• _Provided data_:
# # # # #

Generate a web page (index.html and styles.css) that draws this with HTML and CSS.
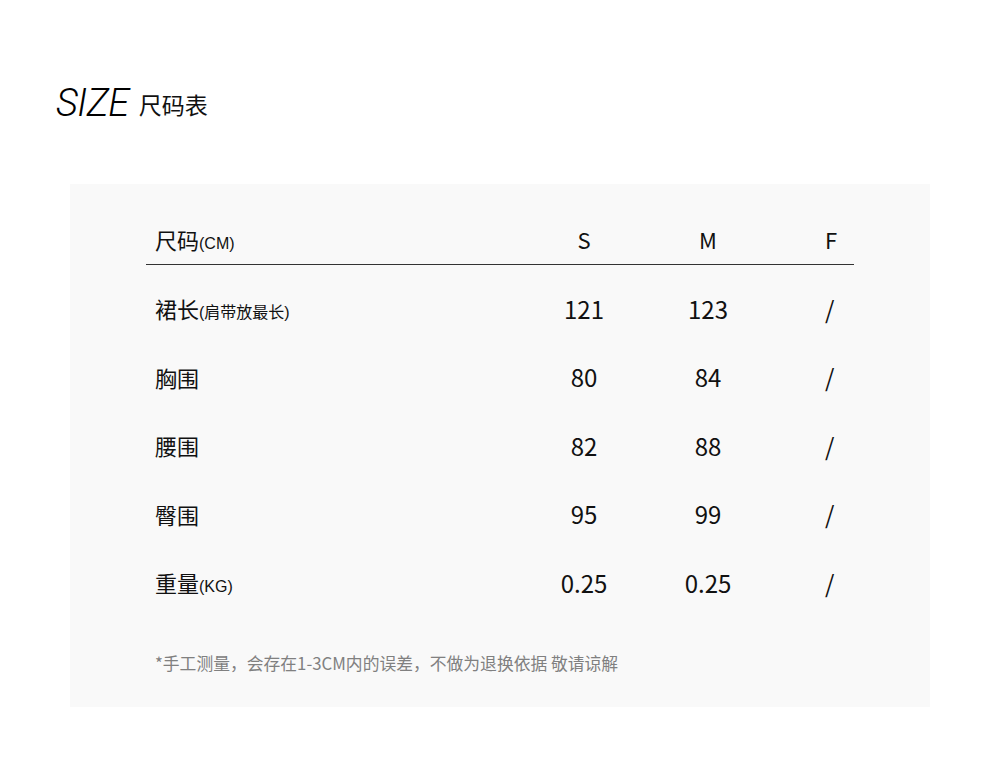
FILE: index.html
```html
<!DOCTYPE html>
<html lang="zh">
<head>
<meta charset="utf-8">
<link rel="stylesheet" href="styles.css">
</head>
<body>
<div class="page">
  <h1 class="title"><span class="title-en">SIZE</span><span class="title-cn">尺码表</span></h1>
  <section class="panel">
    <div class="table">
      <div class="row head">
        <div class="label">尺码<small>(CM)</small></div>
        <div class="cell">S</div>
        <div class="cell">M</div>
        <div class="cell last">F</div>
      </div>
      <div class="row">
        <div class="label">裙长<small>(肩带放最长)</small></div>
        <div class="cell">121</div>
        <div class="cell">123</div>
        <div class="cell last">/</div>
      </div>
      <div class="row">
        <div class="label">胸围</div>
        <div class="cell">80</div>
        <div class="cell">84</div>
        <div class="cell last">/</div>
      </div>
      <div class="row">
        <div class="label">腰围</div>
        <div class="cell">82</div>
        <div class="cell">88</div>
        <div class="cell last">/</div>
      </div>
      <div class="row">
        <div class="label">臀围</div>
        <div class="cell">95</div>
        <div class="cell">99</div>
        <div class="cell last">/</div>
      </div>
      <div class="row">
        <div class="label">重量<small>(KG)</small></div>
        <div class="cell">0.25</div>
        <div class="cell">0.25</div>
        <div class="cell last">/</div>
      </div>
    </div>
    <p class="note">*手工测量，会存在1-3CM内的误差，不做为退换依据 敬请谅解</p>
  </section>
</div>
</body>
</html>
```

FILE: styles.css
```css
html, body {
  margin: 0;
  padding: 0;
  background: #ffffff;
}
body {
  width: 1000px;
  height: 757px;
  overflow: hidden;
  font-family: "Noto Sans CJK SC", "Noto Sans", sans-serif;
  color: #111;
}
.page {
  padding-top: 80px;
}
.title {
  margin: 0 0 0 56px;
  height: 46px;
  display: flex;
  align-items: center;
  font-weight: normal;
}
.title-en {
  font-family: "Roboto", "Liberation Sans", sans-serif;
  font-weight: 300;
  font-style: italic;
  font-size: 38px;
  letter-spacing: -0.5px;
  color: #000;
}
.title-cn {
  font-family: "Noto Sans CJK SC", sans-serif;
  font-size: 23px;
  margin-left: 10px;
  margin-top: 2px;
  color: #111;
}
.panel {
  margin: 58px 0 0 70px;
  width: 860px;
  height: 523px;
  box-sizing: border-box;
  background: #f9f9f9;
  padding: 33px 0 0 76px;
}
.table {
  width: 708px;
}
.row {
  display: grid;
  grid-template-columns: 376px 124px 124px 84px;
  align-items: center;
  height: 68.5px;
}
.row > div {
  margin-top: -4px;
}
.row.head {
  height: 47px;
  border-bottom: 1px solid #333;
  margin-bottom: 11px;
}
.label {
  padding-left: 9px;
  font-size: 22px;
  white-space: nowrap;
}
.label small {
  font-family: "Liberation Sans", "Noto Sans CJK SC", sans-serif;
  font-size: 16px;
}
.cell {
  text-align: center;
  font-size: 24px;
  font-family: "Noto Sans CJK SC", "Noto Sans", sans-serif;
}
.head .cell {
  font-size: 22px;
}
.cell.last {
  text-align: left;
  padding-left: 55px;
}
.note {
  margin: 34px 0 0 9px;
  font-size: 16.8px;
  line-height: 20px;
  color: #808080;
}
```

# # # # #

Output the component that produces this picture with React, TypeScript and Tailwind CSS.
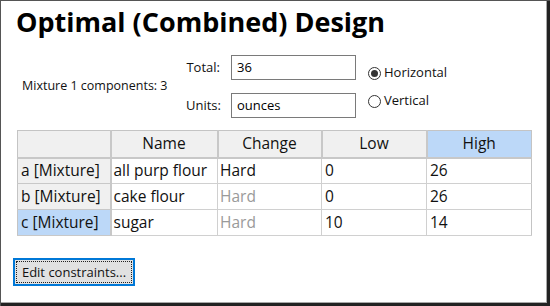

# # # # #

From the listing above, pick out every line containing "this".

• _Task answer_:
Generate a web page (index.html and styles.css) that draws this with HTML and CSS.
Output the component that produces this picture with React, TypeScript and Tailwind CSS.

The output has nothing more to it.